When Everyone Is Fleeing America, Maybe The Real Trade Is In Who's Already Priced For Collapse
By Viktor Volkov | Against the Grain
Everyone seems convinced that the U.S. market is now a sell—a sentiment that's reached a fever pitch across today's Reddit discourse. A UK-based investor's post about reducing U.S. exposure has triggered a chorus of agreement: "The shift from 'buy America' to 'bye America' Wall St exodus continues," one comment declares. Another user, Swiss-based, boasts a 25% return on ex-U.S. ETFs while the S&P 500 returned "almost 0% in CHF." The narrative is clear: U.S. political instability, currency risk, and AI concentration are pushing capital toward Europe, the UK, and emerging markets. This isn't just idle chatter; it's a coordinated strategic shift being discussed by retail and, reportedly, professional allocators alike.
Here’s the contrarian take: this level of consensus international diversification is often a late-cycle signal, not an early one. When retail investors in r/StockMarket are having detailed conversations about FX risk and geographic allocation—and celebrating their outperformance—the easy money in the rotation has likely been made. The U.S. "instability" they cite (tariffs, political drama) is now the dominant narrative, which means it's largely priced in. Meanwhile, the crowd is missing two critical, U.S.-centric signals buried in the noise. First, the sheer desperation in corporate behavior: Salesforce committing $50 billion to buybacks (nearly 1/3 of its market cap) and Block slashing 40% of its workforce for a 25% stock pop. These aren't signs of health; they're signs of a market rewarding financial engineering over operational excellence, a classic late-bull behavior. Second, the energy infrastructure layer powering the hated AI boom—exemplified by Cheniere's ($LNG) record exports and $10B buyback—is generating massive, contracted cash flows with zero China risk, a stark contrast to the hyperscaler-dependent semiconductor names everyone is busy trading.
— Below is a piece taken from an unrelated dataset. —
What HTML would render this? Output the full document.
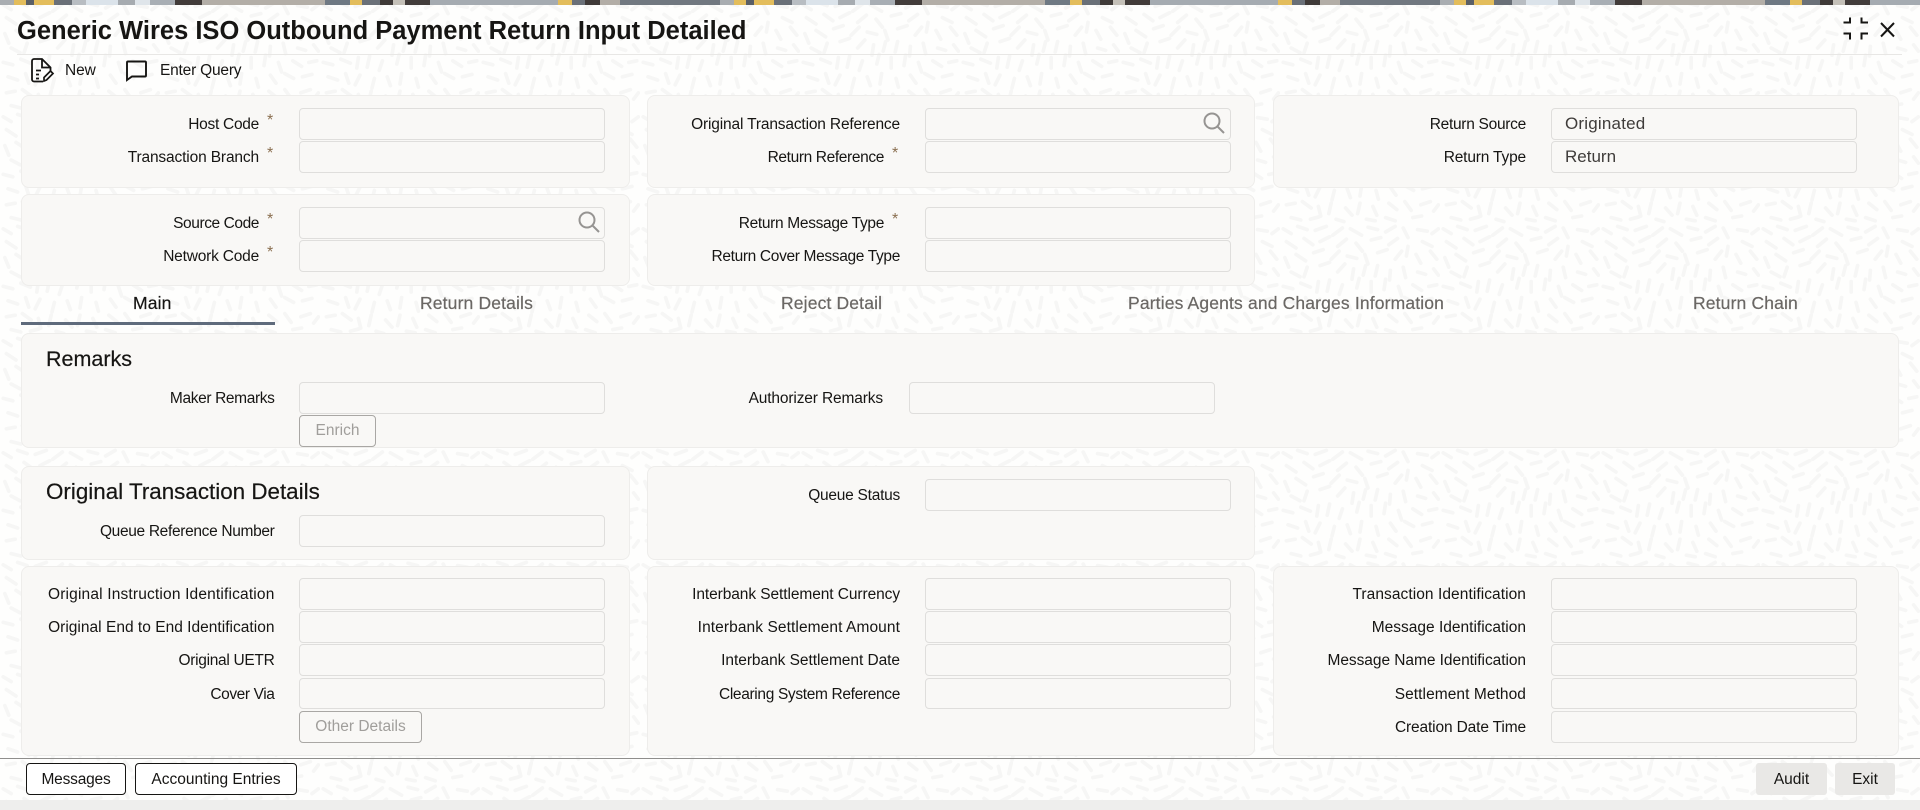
<!DOCTYPE html>
<html lang="en"><head><meta charset="utf-8"><title>Generic Wires ISO Outbound Payment Return Input Detailed</title>
<style>
html,body{margin:0;padding:0;width:1920px;height:810px;overflow:hidden;background:#fefefd}
body{position:relative;font-family:"Liberation Sans",sans-serif;color:#161513;font-size:15.5px}
#bg{position:absolute;left:0;top:0;width:1920px;height:810px}
#banner{position:absolute;left:0;top:0;width:1920px;height:5px;background-size:720px 5px;background-image:linear-gradient(90deg,#a9adb1 0 14px,#e3bd5c 14px 26px,#5a5f66 26px 34px,#e3bd5c 34px 54px,#6a7078 54px 72px,#b8bdc2 72px 86px,#dbe3ea 86px 118px,#a6abb0 118px 135px,#dfe5ea 135px 150px,#a8aeb4 150px 175px,#423c3a 175px 202px,#b3aea7 202px 325px,#6f7983 325px 350px,#e3bd5c 350px 362px,#6a7078 362px 380px,#3f3a38 380px 393px,#c4c0b8 393px 405px,#423c3a 405px 430px,#a5abb1 430px 558px,#e3bd5c 558px 572px,#6a7078 572px 585px,#3f3a38 585px 600px,#b3aea7 600px 620px,#717880 620px 720px)}
h1{position:absolute;left:17px;top:12px;margin:0;font-size:25.5px;line-height:38px;font-weight:700;white-space:nowrap;transform-origin:left center}
.hr{position:absolute;left:17px;width:1885px;top:54px;height:1px;background:#e8e7e5}
.tb{position:absolute;top:60px;line-height:22px;white-space:nowrap}
.p{position:absolute;box-sizing:border-box;background:#f9f8f6;border:1px solid #eeedeb;border-radius:8px}
.i{position:absolute;box-sizing:border-box;background:#f9f8f6;border:1px solid #dfdedc;border-radius:4px;height:32px;padding-left:13px;font-size:17px;line-height:30px;color:#3f3c3a}
.w1{left:299px;width:306px}.w2{left:925px;width:306px}.w3{left:1551px;width:306px}
.l{position:absolute;white-space:nowrap;height:32px;line-height:34px}
.a1{right:1661px}.n1{right:1645.5px}.a2{right:1036px}.n2{right:1020px}.n3{right:394px}
.s{position:absolute;font-size:16px;line-height:16px;color:#8a6f50}
.t{position:absolute;top:290.5px;line-height:24px;font-size:17.5px;letter-spacing:.15px;color:#6a6764;white-space:nowrap;-webkit-text-stroke:.2px currentColor}
.h{position:absolute;left:46px;margin:0;font-weight:400;white-space:nowrap;font-size:21.5px;line-height:28px;-webkit-text-stroke:.2px currentColor}
.bd{position:absolute;box-sizing:border-box;height:32px;left:299px;padding:0;background:#f9f8f6;border:1px solid #a9a7a4;border-radius:4px;color:#a09e9b;font:15.5px/30px "Liberation Sans",sans-serif;text-align:center}
.bf{position:absolute;box-sizing:border-box;height:32px;top:763px;padding:1px 0 0;background:#fff;border:1px solid #161513;border-radius:4px;color:#161513;font:15.5px/30px "Liberation Sans",sans-serif;text-align:center}
.bg2{background:#e9e8e6;border:0;border-radius:3px}
svg.ic{position:absolute;overflow:visible}
</style></head><body>
<svg id="bg" width="1920" height="810"><defs><pattern id="pt" width="200" height="140" patternUnits="userSpaceOnUse" patternTransform="scale(.8)"><path fill="none" stroke="#f6f6f5" stroke-width="4.600" stroke-linecap="round" d="M4 6l10 6M22 3l12 4M44 8l14-5M66 14l12-9M88 6l14 8M110 4l12 3M132 10l12-7M154 5l6 12M172 7l12 2M190 12l8-6M8 22l12 8M30 18l11 8M50 22l12-6M72 28l11-9M95 24l8 10M114 20l12-3M136 26l11-8M160 28l-2 12M178 22l12 6M6 42l5 12M20 38l12 8M42 36l12-4M64 44l10-10M84 40l12 3M106 38l4 12M122 36l12-4M144 44l8-10M170 38l6 11M188 34l8 10M14 60l11 6M34 54l-4 12M50 52l12-4M72 60l9-10M92 56l-2 13M104 64l3-12M122 52l-3 13M138 58l-1 12M154 54l3 13M172 60l10 3M192 56l6 8M4 78l12 3M26 74l12 5M48 72l-2 13M62 70l-3 14M78 76l-4 12M96 80l3-12M114 72l0 13M130 82l2-13M148 78l4 12M166 76l11 7M186 78l10-2M10 96l12 4M32 92l4 12M50 94l-6 12M68 98l-3 12M84 96l4 11M102 92l-2 13M120 98l3 11M138 94l7 10M156 92l11 6M178 96l12-3M8 116l11-2M28 112l11 8M48 118l3 12M64 114l-3 13M82 120l8 9M100 114l-3 13M116 118l5 11M136 114l10 8M156 112l8 11M176 116l12-4M192 124l6-8M14 132l12 3M38 134l11-3M70 134l10 3M108 134l11 2M132 132l12 4M166 132l11-2"/></pattern></defs><rect width="1920" height="810" fill="url(#pt)"/></svg>
<div id="banner"></div>
<h1>Generic Wires ISO Outbound Payment Return Input Detailed</h1>
<div class="hr"></div>

<svg class="ic" style="left:0;top:0" width="260" height="90" fill="none" stroke="#161513" stroke-width="1.8">
<path d="M43 81.500H34a2 2 0 0 1-2-2V61a2 2 0 0 1 2-2h8l8.500 8.500V71"/><path d="M42 59v8.500h8.500"/><path d="M36 70.500h5M36 74.500h3M36 78.500h3"/><path d="M44 81v-3.500l6.500-6.500 2.500 2.500-6.500 6.500z" stroke-width="1.700"/>
<path d="M127 62.500a1 1 0 0 1 1-1h17a1 1 0 0 1 1 1v13a1 1 0 0 1-1 1h-13l-5 3.500z" stroke-width="1.900"/></svg>
<div class="tb" style="left:65px;letter-spacing:-.1px">New</div>
<div class="tb" style="left:160px;letter-spacing:-.2px">Enter Query</div>
<svg class="ic" style="left:0;top:0" width="1920" height="50" fill="none" stroke="#161513" stroke-width="2">
<path d="M1843.500 22.500h6.500v-5M1861.500 17.500v5h6.500M1843.500 33.500h6.500v6M1861.500 39.500v-6h6.500"/><path d="M1881 23l13 13.500M1894 23l-13 13.500"/></svg>

<!-- top panels -->
<div class="p" style="left:21px;top:95px;width:609px;height:93px"></div>
<div class="p" style="left:647px;top:95px;width:608px;height:93px"></div>
<div class="p" style="left:1273px;top:95px;width:626px;height:93px"></div>
<div class="p" style="left:21px;top:194px;width:609px;height:92px"></div>
<div class="p" style="left:647px;top:194px;width:608px;height:92px"></div>

<label class="l a1" style="top:108px;letter-spacing:-.27px">Host Code</label><span class="s" style="left:267px;top:113px">*</span><div class="i w1" style="top:108px"></div>
<label class="l a1" style="top:141px;letter-spacing:-.14px">Transaction Branch</label><span class="s" style="left:267px;top:146px">*</span><div class="i w1" style="top:141px"></div>
<label class="l a1" style="top:207px;letter-spacing:-.42px">Source Code</label><span class="s" style="left:267px;top:212px">*</span><div class="i w1" style="top:207px"></div>
<label class="l a1" style="top:240px;letter-spacing:-.2px">Network Code</label><span class="s" style="left:267px;top:245px">*</span><div class="i w1" style="top:240px"></div>

<label class="l n2" style="top:108px;letter-spacing:-.16px">Original Transaction Reference</label><div class="i w2" style="top:108px"></div>
<label class="l a2" style="top:141px;letter-spacing:-.37px">Return Reference</label><span class="s" style="left:892px;top:146px">*</span><div class="i w2" style="top:141px"></div>
<label class="l a2" style="top:207px;letter-spacing:-.32px">Return Message Type</label><span class="s" style="left:892px;top:212px">*</span><div class="i w2" style="top:207px"></div>
<label class="l n2" style="top:240px;letter-spacing:-.34px">Return Cover Message Type</label><div class="i w2" style="top:240px"></div>

<label class="l n3" style="top:108px;letter-spacing:-.28px">Return Source</label><div class="i w3" style="top:108px;letter-spacing:.2px">Originated</div>
<label class="l n3" style="top:141px;letter-spacing:-.17px">Return Type</label><div class="i w3" style="top:141px">Return</div>

<svg class="ic" style="left:0;top:0" width="1300" height="240" fill="none" stroke="#969492" stroke-width="2"><circle cx="1212" cy="121" r="7.500"/><path d="M1217.500 126.500l6.500 6.500"/><circle cx="587" cy="220" r="7.500"/><path d="M592.500 225.500l6.500 6.500"/></svg>

<!-- tabs -->
<div class="t" style="left:133px;color:#161513">Main</div>
<div class="t" style="left:420px">Return Details</div>
<div class="t" style="left:781px">Reject Detail</div>
<div class="t" style="left:1128px">Parties Agents and Charges Information</div>
<div class="t" style="left:1693px">Return Chain</div>
<div style="position:absolute;left:21px;top:322px;width:254px;height:3px;background:#5f6b7c"></div>

<!-- remarks -->
<div class="p" style="left:21px;top:333px;width:1878px;height:115px"></div>
<h2 class="h" style="top:344.500px">Remarks</h2>
<label class="l n1" style="top:381.500px;letter-spacing:-.37px">Maker Remarks</label><div class="i w1" style="top:382px"></div>
<label class="l" style="top:381.500px;right:1037px;letter-spacing:-.14px">Authorizer Remarks</label><div class="i" style="left:909px;width:306px;top:382px"></div>
<button class="bd" style="top:415px;width:77px">Enrich</button>

<!-- original -->
<div class="p" style="left:21px;top:466px;width:609px;height:94px"></div>
<div class="p" style="left:647px;top:466px;width:608px;height:94px"></div>
<h2 class="h" style="top:478px;font-size:22.4px">Original Transaction Details</h2>
<label class="l n1" style="top:515px;letter-spacing:-.33px">Queue Reference Number</label><div class="i w1" style="top:515px"></div>
<label class="l n2" style="top:479px;letter-spacing:-.25px">Queue Status</label><div class="i w2" style="top:479px"></div>

<!-- lower -->
<div class="p" style="left:21px;top:566px;width:609px;height:190px"></div>
<div class="p" style="left:647px;top:566px;width:608px;height:190px"></div>
<div class="p" style="left:1273px;top:566px;width:626px;height:190px"></div>

<label class="l n1" style="top:578px;letter-spacing:.17px">Original Instruction Identification</label><div class="i w1" style="top:578px"></div>
<label class="l n1" style="top:611px;letter-spacing:.02px">Original End to End Identification</label><div class="i w1" style="top:611px"></div>
<label class="l n1" style="top:644px;letter-spacing:-.3px">Original UETR</label><div class="i w1" style="top:644px"></div>
<label class="l n1" style="top:678px;letter-spacing:-.4px">Cover Via</label><div class="i w1" style="top:678px;height:31px"></div>
<button class="bd" style="top:711px;width:123px">Other Details</button>

<label class="l n2" style="top:578px;letter-spacing:-.08px">Interbank Settlement Currency</label><div class="i w2" style="top:578px"></div>
<label class="l n2" style="top:611px;letter-spacing:.09px">Interbank Settlement Amount</label><div class="i w2" style="top:611px"></div>
<label class="l n2" style="top:644px;letter-spacing:-.05px">Interbank Settlement Date</label><div class="i w2" style="top:644px"></div>
<label class="l n2" style="top:678px;letter-spacing:-.34px">Clearing System Reference</label><div class="i w2" style="top:678px;height:31px"></div>

<label class="l n3" style="top:578px;letter-spacing:.07px">Transaction Identification</label><div class="i w3" style="top:578px"></div>
<label class="l n3" style="top:611px">Message Identification</label><div class="i w3" style="top:611px"></div>
<label class="l n3" style="top:644px;letter-spacing:-.05px">Message Name Identification</label><div class="i w3" style="top:644px"></div>
<label class="l n3" style="top:678px;letter-spacing:.07px">Settlement Method</label><div class="i w3" style="top:678px;height:31px"></div>
<label class="l n3" style="top:711px;letter-spacing:-.14px">Creation Date Time</label><div class="i w3" style="top:711px"></div>

<!-- footer -->
<div style="position:absolute;left:0;top:758px;width:1920px;height:1px;background:#8f8e8c"></div>
<button class="bf" style="left:26px;width:100px;letter-spacing:-.2px">Messages</button>
<button class="bf" style="left:135px;width:162px">Accounting Entries</button>
<button class="bf bg2" style="left:1756px;width:71px">Audit</button>
<button class="bf bg2" style="left:1835px;width:60px">Exit</button>
<div style="position:absolute;left:0;top:800px;width:1920px;height:10px;background:#eeeeed"></div>
</body></html>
The Reddit crowd is engaging thoughtfully with the international thesis, but they're leaning into it just as Goldman Sachs creates an "AI-Free" stock index—another hallmark of a trend reaching peak recognition. The trade isn't to follow them into European ETFs. The contrarian opportunity is to look for what's been sold indiscriminately within the U.S. universe. The violent, sentiment-driven sell-offs in names like Duolingo (down 22% AH on a softer forecast) or the "lukewarm" reaction to Nvidia's massive beat suggest a market that punishes imperfection mercilessly. This creates pockets of extreme pessimism in structurally sound businesses. The real "exodus" trade might be staying put and buying the American companies that are being thrown out with the bathwater, particularly those with tangible assets, pricing power, and no need to hype AI to justify their existence.
What If I'm Wrong?
If the "bye America" crowd is early, not late, and we're at the start of a sustained multi-year dollar downturn and U.S. underperformance, then my thesis misses a major macro shift and the pain would be in holding U.S. assets while ex-U.S. markets re-rate.
Methodology Note: Analysis based on 400+ posts and 15,000+ comments from Reddit's investing communities over the past 24 hours. I'm consciously pushing against today's overwhelming ex-U.S. narrative; the strength of the agreement itself is my primary contrarian signal. Confidence: 0.71.